• [EXERCISE AIM] Transcribe everything in the data word for word. Pictures are left out.

Code that builds pages:
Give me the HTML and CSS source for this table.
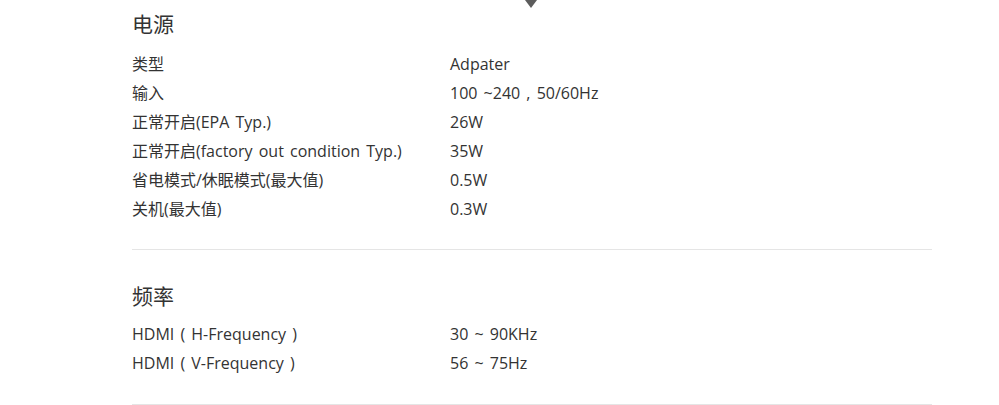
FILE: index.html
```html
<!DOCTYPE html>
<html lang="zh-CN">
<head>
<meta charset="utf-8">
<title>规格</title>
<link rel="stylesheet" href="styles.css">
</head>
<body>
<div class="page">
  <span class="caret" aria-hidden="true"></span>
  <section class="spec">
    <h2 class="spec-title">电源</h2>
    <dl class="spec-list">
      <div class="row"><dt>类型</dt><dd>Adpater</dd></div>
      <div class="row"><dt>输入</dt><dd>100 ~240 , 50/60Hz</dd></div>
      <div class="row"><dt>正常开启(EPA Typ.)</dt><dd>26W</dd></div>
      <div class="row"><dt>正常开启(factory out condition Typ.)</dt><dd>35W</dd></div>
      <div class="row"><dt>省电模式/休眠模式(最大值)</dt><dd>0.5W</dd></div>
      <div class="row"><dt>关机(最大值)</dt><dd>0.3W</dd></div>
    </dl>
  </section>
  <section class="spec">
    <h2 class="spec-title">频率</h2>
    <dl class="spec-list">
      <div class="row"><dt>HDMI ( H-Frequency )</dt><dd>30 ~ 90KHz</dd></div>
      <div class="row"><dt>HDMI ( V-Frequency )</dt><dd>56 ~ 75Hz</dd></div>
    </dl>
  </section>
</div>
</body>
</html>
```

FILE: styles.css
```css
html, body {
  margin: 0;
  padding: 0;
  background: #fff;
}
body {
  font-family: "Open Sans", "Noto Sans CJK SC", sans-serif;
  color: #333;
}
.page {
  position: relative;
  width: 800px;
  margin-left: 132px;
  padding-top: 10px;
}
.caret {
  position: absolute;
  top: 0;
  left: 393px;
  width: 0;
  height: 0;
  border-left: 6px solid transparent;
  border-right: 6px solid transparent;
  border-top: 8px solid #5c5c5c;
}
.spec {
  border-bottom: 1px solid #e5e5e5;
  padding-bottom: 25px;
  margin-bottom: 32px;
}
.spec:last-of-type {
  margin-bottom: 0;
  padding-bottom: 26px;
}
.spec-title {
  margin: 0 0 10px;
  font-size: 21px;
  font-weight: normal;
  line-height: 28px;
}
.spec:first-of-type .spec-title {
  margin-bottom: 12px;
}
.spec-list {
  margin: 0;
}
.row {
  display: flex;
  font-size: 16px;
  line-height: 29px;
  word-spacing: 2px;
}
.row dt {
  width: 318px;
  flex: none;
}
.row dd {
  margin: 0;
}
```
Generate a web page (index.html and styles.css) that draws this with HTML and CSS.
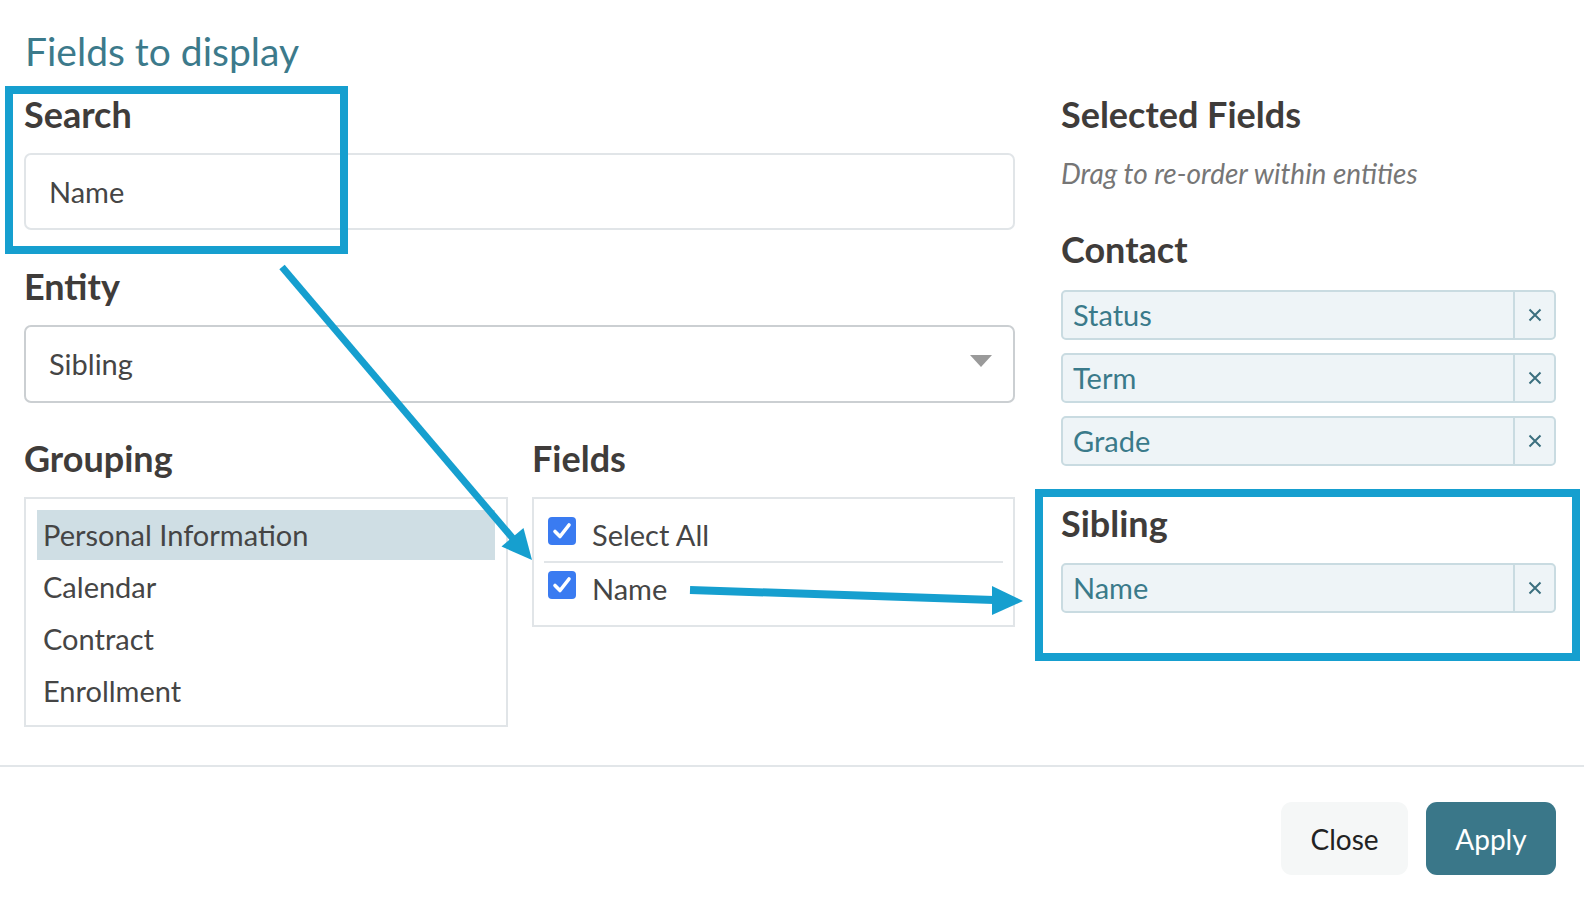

• [ANSWER BELOW]
Give me the HTML and CSS source for this table.
FILE: index.html
```html
<!DOCTYPE html>
<html lang="zh-CN">
<head>
<meta charset="utf-8">
<title>规格</title>
<link rel="stylesheet" href="styles.css">
</head>
<body>
<div class="page">
  <span class="caret" aria-hidden="true"></span>
  <section class="spec">
    <h2 class="spec-title">电源</h2>
    <dl class="spec-list">
      <div class="row"><dt>类型</dt><dd>Adpater</dd></div>
      <div class="row"><dt>输入</dt><dd>100 ~240 , 50/60Hz</dd></div>
      <div class="row"><dt>正常开启(EPA Typ.)</dt><dd>26W</dd></div>
      <div class="row"><dt>正常开启(factory out condition Typ.)</dt><dd>35W</dd></div>
      <div class="row"><dt>省电模式/休眠模式(最大值)</dt><dd>0.5W</dd></div>
      <div class="row"><dt>关机(最大值)</dt><dd>0.3W</dd></div>
    </dl>
  </section>
  <section class="spec">
    <h2 class="spec-title">频率</h2>
    <dl class="spec-list">
      <div class="row"><dt>HDMI ( H-Frequency )</dt><dd>30 ~ 90KHz</dd></div>
      <div class="row"><dt>HDMI ( V-Frequency )</dt><dd>56 ~ 75Hz</dd></div>
    </dl>
  </section>
</div>
</body>
</html>
```

FILE: styles.css
```css
html, body {
  margin: 0;
  padding: 0;
  background: #fff;
}
body {
  font-family: "Open Sans", "Noto Sans CJK SC", sans-serif;
  color: #333;
}
.page {
  position: relative;
  width: 800px;
  margin-left: 132px;
  padding-top: 10px;
}
.caret {
  position: absolute;
  top: 0;
  left: 393px;
  width: 0;
  height: 0;
  border-left: 6px solid transparent;
  border-right: 6px solid transparent;
  border-top: 8px solid #5c5c5c;
}
.spec {
  border-bottom: 1px solid #e5e5e5;
  padding-bottom: 25px;
  margin-bottom: 32px;
}
.spec:last-of-type {
  margin-bottom: 0;
  padding-bottom: 26px;
}
.spec-title {
  margin: 0 0 10px;
  font-size: 21px;
  font-weight: normal;
  line-height: 28px;
}
.spec:first-of-type .spec-title {
  margin-bottom: 12px;
}
.spec-list {
  margin: 0;
}
.row {
  display: flex;
  font-size: 16px;
  line-height: 29px;
  word-spacing: 2px;
}
.row dt {
  width: 318px;
  flex: none;
}
.row dd {
  margin: 0;
}
```
Generate a web page (index.html and styles.css) that draws this with HTML and CSS.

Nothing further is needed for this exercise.